Maybe that's because it's actually real. The term "found footage" has been corrupted in the strangest way, as "badly filmed fiction."

Can you talk a little bit about the nature of digital vs. analog decomposition, in terms of your work?

That's kind of an ironic question, because a lot of the Walker presentation will be digital captures, or digital scans of films that were originally analog. I can't claim to be an analog purist.

The Great Flood, Bill Morrison
(credit: Walker Art Center)

But some have said that movies in digital form, thanks to disc rot, have an even shorter shelf life than traditional film.

Did you read Dave Kerr's article on Decasia? He actually explores that in depth, and created quite a bit of chatter on the topic. The decay that you see in Decasia is all random, it's all organically formed due to the chemical decomposition of the image. And so therefore it's sort of out of my control. The extent that it's in my control is only as a curatorial choice, finding those instances where material, conditions and image have sort of conspired to create an aberration. I'm most interested when that aberration interacts with the image rather than just obscuring it. So, that's sort of the first filter in looking for imagery -- what's decayed, and then from that, where will be likely to find instances where it would be depicting a human sort of struggling with the limits of their body or their casing, in much the same way as the film is struggling with its casing or its skin? And then do those two things interact in an interesting way? I don't know if the same thought processes are at work with digital decay. There's so many permutations of analog decay. Even within the case of Decasia, where you're looking at mostly nitrate decay (though there's a sequence of 16mm acetate water damage), there's a cornucopia of different patterns and ways that it can decay, things that happen to the emulsion and the base. With digital media, it's much less forgiving. There's 1's and 0's and you don't have anything in between. Yes, you can have a glitch, but then you drop picture altogether. I'm not sure that lends itself to the same sort of romantic interpretation.

It is interesting how many different decomposition types there are in Decasia, with the selective erasure of the missing boxer, those warped stretch marks turning faces into ectomorphic nightmare masks. And then I remember the scene with the nuns walking where it resembles a strobe-lit stained-glass window.

Yeah, there was actually some solarization at work there.
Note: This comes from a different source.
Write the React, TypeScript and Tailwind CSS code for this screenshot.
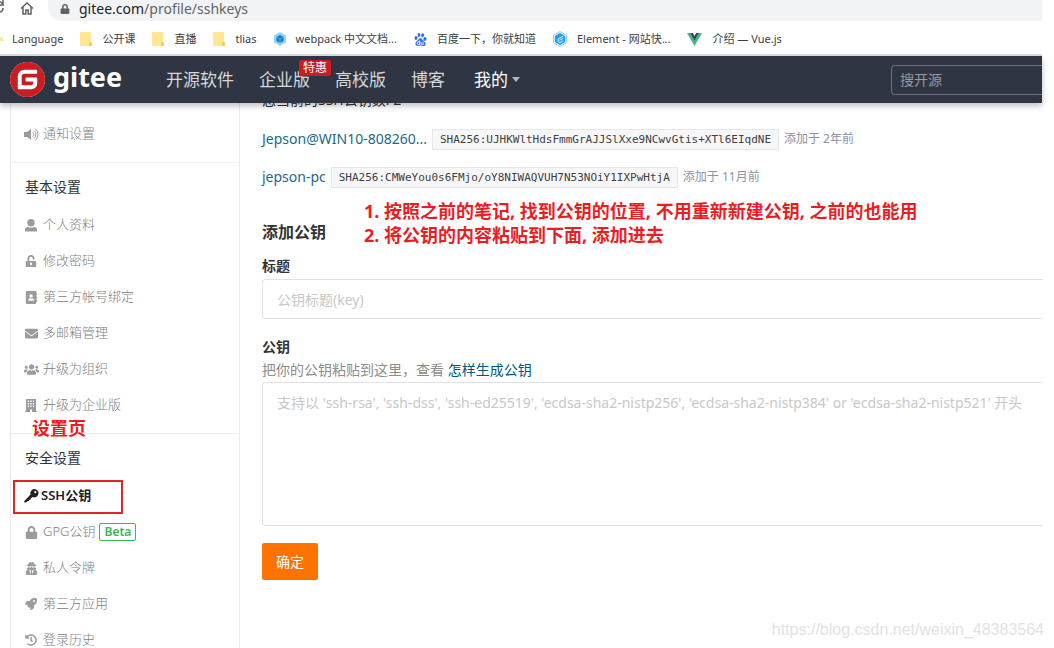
import type { ReactNode } from 'react';
import { FaAddressBook, FaEnvelope, FaHistory, FaLock, FaRocket, FaUnlockAlt, FaUserSecret, FaUsers } from 'react-icons/fa';
import { SiBaidu, SiGitee } from 'react-icons/si';

const FolderIcon = () => (
  <svg width="12" height="14" viewBox="0 0 12 14">
    <path d="M1 0h9a1 1 0 0 1 1 1v9l1 1v2a1 1 0 0 1-1 1H1a1 1 0 0 1-1-1V1a1 1 0 0 1 1-1z" fill="#ffe694" />
    <path d="M9 14v-3l1-1h1l1 1v2a1 1 0 0 1-1 1z" fill="#f5cd55" />
  </svg>
);

const WebpackIcon = () => (
  <svg width="12" height="14" viewBox="0 0 12 14">
    <path d="M6 0l6 3.5v7L6 14l-6-3.5v-7z" fill="#8ed6fb" />
    <path d="M6 3l3.6 2v4L6 11 2.4 9V5z" fill="#1c78c0" />
    <path d="M2.4 5L6 7l3.6-2M6 7v4" fill="none" stroke="#8ed6fb" strokeWidth=".5" />
  </svg>
);

const ElementIcon = () => (
  <svg width="14" height="16" viewBox="0 0 14 16">
    <path d="M7 .5l6.5 3.7v7.6L7 15.5.5 11.8V4.2z" fill="#fff" stroke="#8cc8ff" />
    <path d="M7 2l5.200 3v6L7 14l-5.200-3V5z" fill="#1e9bff" />
    <path d="M10.200 5L5 8v2.500L7 11.700l3.200-1.900M10.200 7.200L6.500 9.300" fill="none" stroke="#fff" strokeWidth=".9" />
  </svg>
);

const VueIcon = () => (
  <svg width="15" height="13" viewBox="0 0 15 13">
    <path d="M0 0h3l4.500 7.600L12 0h3L7.500 13z" fill="#41b883" />
    <path d="M3 0h2.800l1.700 3L9.200 0H12L7.500 7.700z" fill="#35495e" />
  </svg>
);

const VolumeIcon = () => (
  <svg width="15" height="13" viewBox="0 0 15 13" fill="none" stroke="currentColor">
    <path d="M0 4h3l4-3v11L3 9H0z" fill="currentColor" stroke="none" />
    <path d="M8.700 4.500a2.500 2.500 0 0 1 0 4M10 2.600a5 5 0 0 1 0 7.800M11.300.800a7.200 7.200 0 0 1 0 11.400" />
  </svg>
);

const UserIcon = () => (
  <svg width="12" height="13" viewBox="0 0 12 13" fill="currentColor">
    <circle cx="6" cy="3.800" r="3.700" />
    <path d="M0 12.500v-1.500C0 9 1.200 8.200 3 8c2 1 4 1 6 0 1.800.200 3 1 3 3v1.500z" />
  </svg>
);

const BuildingIcon = () => (
  <svg width="12" height="13" viewBox="0 0 12 13">
    <path d="M1 0h10v12h1v1H7v-2.500H5V13H0v-1h1z" fill="currentColor" />
    <path d="M3.500 1.500v7.500M6 1.500v7.500M8.500 1.500v7.500" stroke="#fff" strokeWidth="1.300" strokeDasharray="1.500 1" />
  </svg>
);

const KeyIcon = () => (
  <svg width="15" height="14" viewBox="0 0 15 14">
    <path d="M10.300 0a4.200 4.200 0 1 1-1.800 8L6.800 9.500l-.200 1.200-1.400.100-.200 1.300-1.500.100L2 13.600H.300v-1.700L6.600 5.600A4.200 4.200 0 0 1 10.300 0z" fill="currentColor" />
    <circle cx="11.300" cy="3.200" r="1.100" fill="#fff" />
  </svg>
);

const bookmarks: { label: string; icon: ReactNode }[] = [
  { label: '公开课', icon: <FolderIcon /> },
  { label: '直播', icon: <FolderIcon /> },
  { label: 'tlias', icon: <FolderIcon /> },
  { label: 'webpack 中文文档...', icon: <WebpackIcon /> },
  { label: '百度一下，你就知道', icon: <SiBaidu size={13} color="#2f6ff0" /> },
  { label: 'Element - 网站快...', icon: <ElementIcon /> },
  { label: '介绍 — Vue.js', icon: <VueIcon /> },
];

const basicItems = [
  { label: '个人资料', icon: <UserIcon /> },
  { label: '修改密码', icon: <FaUnlockAlt size={12} /> },
  { label: '第三方帐号绑定', icon: <FaAddressBook size={13} /> },
  { label: '多邮箱管理', icon: <FaEnvelope size={13} /> },
  { label: '升级为组织', icon: <FaUsers size={15} /> },
  { label: '升级为企业版', icon: <BuildingIcon /> },
];

const keys = [
  { name: 'Jepson@WIN10-808260...', hash: 'SHA256:UJHKWltHdsFmmGrAJJSlXxe9NCwvGtis+XTl6EIqdNE', time: '添加于 2年前' },
  { name: 'jepson-pc', hash: 'SHA256:CMWeYou0s6FMjo/oY8NIWAQVUH7N53NOiY1IXPwHtjA', time: '添加于 11月前' },
];

function SideItem({ icon, label, active, beta }: { icon?: ReactNode; label: string; active?: boolean; beta?: boolean }) {
  return (
    <a
      href="#"
      className={`flex h-9 items-center pl-3 text-[13px] ${active ? 'gap-[2px] font-semibold text-[#222]' : 'gap-1 font-light text-[#808080]'}`}
    >
      <span className={`flex w-4 justify-center ${active ? '' : 'text-[#9b9b9b]'}`}>{icon}</span>
      {label}
      {beta && <span className="rounded-xs border border-[#3cb952] px-1 text-xs leading-4 font-semibold text-[#3cb952]">Beta</span>}
    </a>
  );
}

function SideHeading({ children }: { children: ReactNode }) {
  return <h3 className="mt-1 flex h-10 items-center pl-[14px] text-sm text-[#333]">{children}</h3>;
}

export default function App() {
  return (
    <div className="relative h-screen overflow-hidden bg-white pr-3 font-['Noto_Sans','Noto_Sans_CJK_SC',sans-serif]">
      {/* Barre d'adresse */}
      <div className="flex h-[21px] items-start">
        <svg className="mr-4 shrink-0" width="4" height="14" viewBox="0 0 4 14" fill="none" stroke="#5f6368" strokeWidth="1.500">
          <path d="M0 1.500L3 4V0M0 5h4M3 8a4 4 0 0 1-3 4" />
        </svg>
        <svg className="mt-[2px] shrink-0" width="14" height="13" viewBox="0 0 14 13" fill="none" stroke="#5f6368" strokeWidth="1.500">
          <path d="M1 6.500l6-5.500 6 5.500M3 5v7h2.800V8h2.400v4H11V5" />
        </svg>
        <div className="ml-[14px] flex h-[21px] grow items-start rounded-bl-[14px] bg-[#f1f3f4] pl-3 text-sm leading-[18px] text-[#5f6368]">
          <FaLock size={10} className="mt-1 mr-[9px]" />
          <span><span className="text-[#202124]">gitee.com</span>/profile/sshkeys</span>
        </div>
      </div>

      {/* Favoris */}
      <div className="flex h-[35px] items-center gap-[17px] border-b-2 border-[#dddfe2] pt-[3px] text-[11px] whitespace-nowrap text-[#3c4043]">
        <a href="#" className="flex items-center gap-[9px]">
          <span className="flex w-[3px] justify-end overflow-hidden"><FolderIcon /></span>
          <span>Language</span>
        </a>
        {bookmarks.map((b) => (
          <a key={b.label} href="#" className="flex items-center gap-[10px]">
            {b.icon}
            {b.label}
          </a>
        ))}
      </div>

      <header className="relative z-10 flex h-[47px] items-center bg-[#2f3542] shadow-[0_3px_6px_rgba(0,0,0,0.25)]">
        <a href="#" className="flex w-[156px] shrink-0 items-center gap-2 pl-[10px]">
          <span className="rounded-full bg-white"><SiGitee size={35} color="#c71d23" /></span>
          <span className="pb-[6px] text-[27px] leading-8 font-bold text-white">gitee</span>
        </a>
        <nav className="ml-[10px] flex shrink-0 gap-[25px] text-[17px] leading-6 text-[#d5d7d9]">
          <a href="#">开源软件</a>
          <a href="#" className="relative">
            企业版
            <span className="absolute -top-2 left-10 rounded-xs bg-[#c71d23] px-1 text-xs leading-4 whitespace-nowrap text-white">特惠</span>
          </a>
          <a href="#">高校版</a>
          <a href="#">博客</a>
          <a href="#" className="ml-1 flex items-center gap-1 text-white">
            我的
            <svg width="8" height="5" viewBox="0 0 8 5" fill="#b5b7bc"><path d="M0 0h8L4 5z" /></svg>
          </a>
        </nav>
        <input
          aria-label="搜开源"
          placeholder="搜开源"
          className="ml-auto h-[30px] w-[151px] shrink-0 rounded-l-sm border border-r-0 border-[#6a6f79] bg-transparent px-2 text-sm outline-none placeholder:text-[#9599a0]"
        />
      </header>

      {/* Contenu défilé sous l'en-tête */}
      <div className="-mt-[23px] flex">
        <aside className="ml-[10px] w-[230px] shrink-0 border-x border-[#ebebeb]">
          <div className="border-b border-[#f3f3f3] pb-[10px]">
            <SideItem label="WebHooks" />
            <SideItem label="通知设置" icon={<VolumeIcon />} />
          </div>
          <div className="border-b border-[#ebebeb] pb-[10px]">
            <SideHeading>基本设置</SideHeading>
            {basicItems.map((item) => <SideItem key={item.label} {...item} />)}
          </div>
          <SideHeading>安全设置</SideHeading>
          <SideItem label="SSH公钥" icon={<KeyIcon />} active />
          <SideItem label="GPG公钥" icon={<FaLock size={13} />} beta />
          <SideItem label="私人令牌" icon={<FaUserSecret size={13} />} />
          <SideItem label="第三方应用" icon={<FaRocket size={12} />} />
          <SideItem label="登录历史" icon={<FaHistory size={12} />} />
        </aside>

        <main className="min-w-0 grow pl-[22px] text-sm text-[#333]">
          <p className="flex h-10 items-center">您当前的SSH公钥数: 2</p>
          {keys.map((k) => (
            <div key={k.name} className="flex h-[38px] items-center whitespace-nowrap">
              <a href="#" className="text-[#1a6a85]">{k.name}</a>
              <code className="mx-[5px] w-[347px] border border-[#e6e7eb] bg-[#f7f7f9] text-center font-['DejaVu_Sans_Mono',monospace] text-[11px] leading-[19px] text-[#404040]">{k.hash}</code>
              <span className="text-xs text-[#8c92a4]">{k.time}</span>
            </div>
          ))}
          <h2 className="mt-6 text-base leading-6 font-bold">添加公钥</h2>
          <form>
            <label htmlFor="title" className="mt-[10px] mb-px block leading-6 font-bold">标题</label>
            <input id="title" placeholder="公钥标题(key)" className="block h-10 w-full rounded-l-sm border border-r-0 border-[#dfe1e8] px-[14px] outline-none placeholder:text-[#c8c8c8]" />
            <label htmlFor="key" className="mt-4 block leading-6 font-bold">公钥</label>
            <p className="mb-px leading-[22px] text-[#8c8c8c]">
              把你的公钥粘贴到这里，查看 <a href="#" className="text-[#005980]">怎样生成公钥</a>
            </p>
            <textarea
              id="key"
              placeholder="支持以 'ssh-rsa', 'ssh-dss', 'ssh-ed25519', 'ecdsa-sha2-nistp256', 'ecdsa-sha2-nistp384' or 'ecdsa-sha2-nistp521' 开头"
              className="block h-36 w-full resize-none rounded-l-sm border border-r-0 border-[#dfe1e8] px-[14px] py-[10px] leading-5 outline-none placeholder:text-[#c8c8c8]"
            />
            <button type="button" className="mt-[17px] h-[37px] rounded-xs bg-[#fe7300] px-[14px] text-white">确定</button>
          </form>
        </main>
      </div>

      {/* Annotations rouges */}
      <div className="absolute top-[199px] left-[364px] z-20 text-lg leading-6 font-bold whitespace-nowrap text-[#ed1c24]">
        <p>1. 按照之前的笔记, 找到公钥的位置, 不用重新新建公钥, 之前的也能用</p>
        <p>2. 将公钥的内容粘贴到下面, 添加进去</p>
      </div>
      <p className="absolute top-[416px] left-8 z-20 text-lg leading-6 font-bold text-[#ed1c24]">设置页</p>
      <div className="absolute top-[480px] left-[13px] h-[34px] w-[110px] border-2 border-[#e0242b]" />
      <p className="absolute right-[10px] bottom-[6px] font-['Liberation_Sans',sans-serif] text-base text-[#e2e2e2]">https://blog.csdn.net/weixin_48383564</p>
    </div>
  );
}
It's all dependent on the material or the stock the film was originally printed on and the conditions it was in after. There's a lot of chaos that goes into what creates it. I organize my bins according to decay, and sort of have pet names for describing them. I remember one of them I called "Matisse Jazz Shapes."

We're just releasing Michael Haneke's new film Amour in town this week. The title implies love, but the content depicts without any sentimentality the process of death. There's a similar emotional contrast going on in the earliest film of yours showing at the Walker next week, A Film of Her. Can you talk about that contrast?
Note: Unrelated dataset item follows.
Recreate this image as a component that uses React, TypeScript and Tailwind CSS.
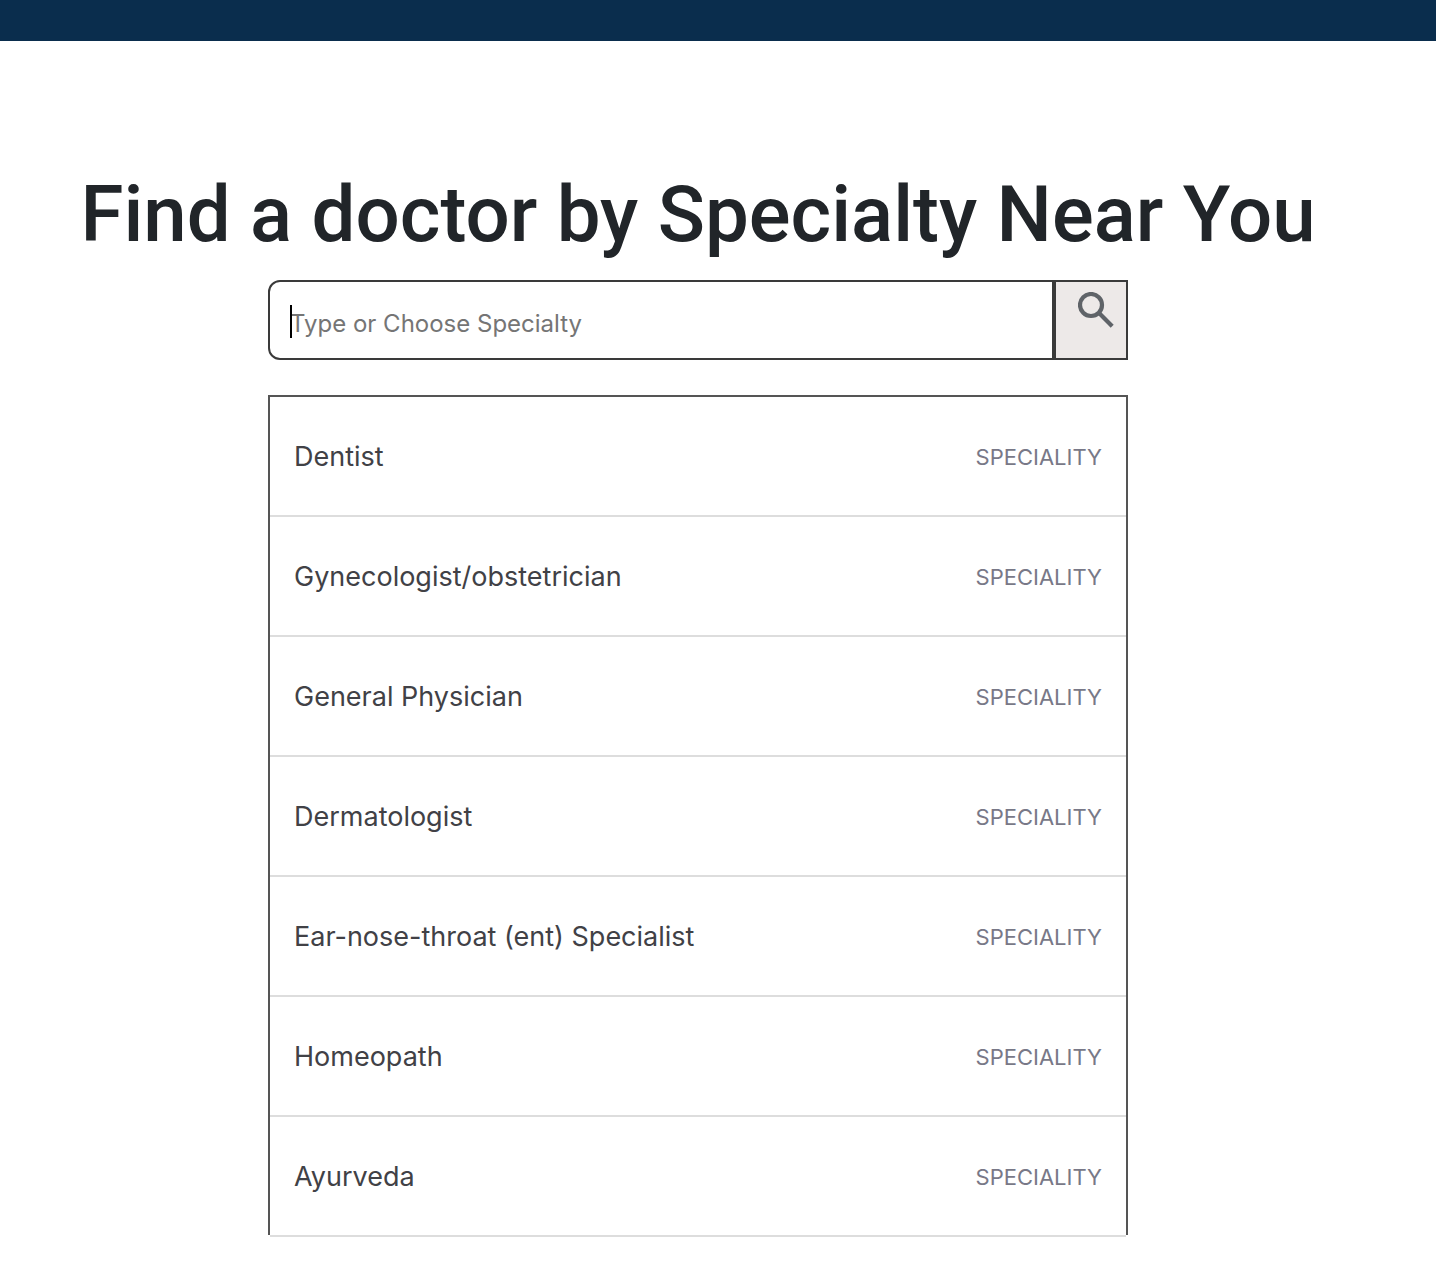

A Film of Her is a set-up for the rest of my career. Those films were safe because they were printed on paper, because there was an arcane copyright law that treated films the same way as photographs. So the way around that copyright law was to make unwatchable paper prints that could be copyrighted as photographs. Legislation caught up with the media in 1912 and at that point you were no longer required to make these paper rolls, and people could just deposit frames or descriptions to protect their films. And we lost all those films after that. The irony is that the ones that were stored on paper were saved, and the negatives for those films and many others during that time and afterwards were lost to warehouse fires and the like, or just bad storage as we see in Decasia. A Film of Her is sort of a strange survivor story, and it sort of sets an early history of the evolution of the medium. And that's another interesting thing about film, that we have a "beginning." We have a place where we can say this is the "Eureka moment." Edison's sneeze, or wherever you want to place it within five years of that, before which there was not film and after there was cinema. A Film of Her is a parallel to that consciousness, or the evolution of a cinema "man," who evolved and dreamed and grew up with cinema and, increasingly, in reaction to cinema. A Film of Her sort of sets the stage for that and Decasia is more of a middle-aged interpretation of the same thing.

Can I ask a very Entertainment Weekly question?

Sure.

Which films would you prefer to see decay?

Well, this goes back to the digital question. Most of the films we know today are acetate now, so the way that they would decay would be very boring. They would sort of turn pink.

Sort of like an Instagram filter?

Worse. We're all familiar with those 16mm films we saw in school, and how they were scratched and pink. That's sort of the fate of all acetate films. That's why they have to do reprints of Star Wars every 20 years. It's sort of taking one candle to the next. They're all decaying, but they're just not decaying in a spectacularly chaotic way that nitrate is. And I wouldn't waste any nitrate film to decay more than it already has. I think that would be a cruel wish.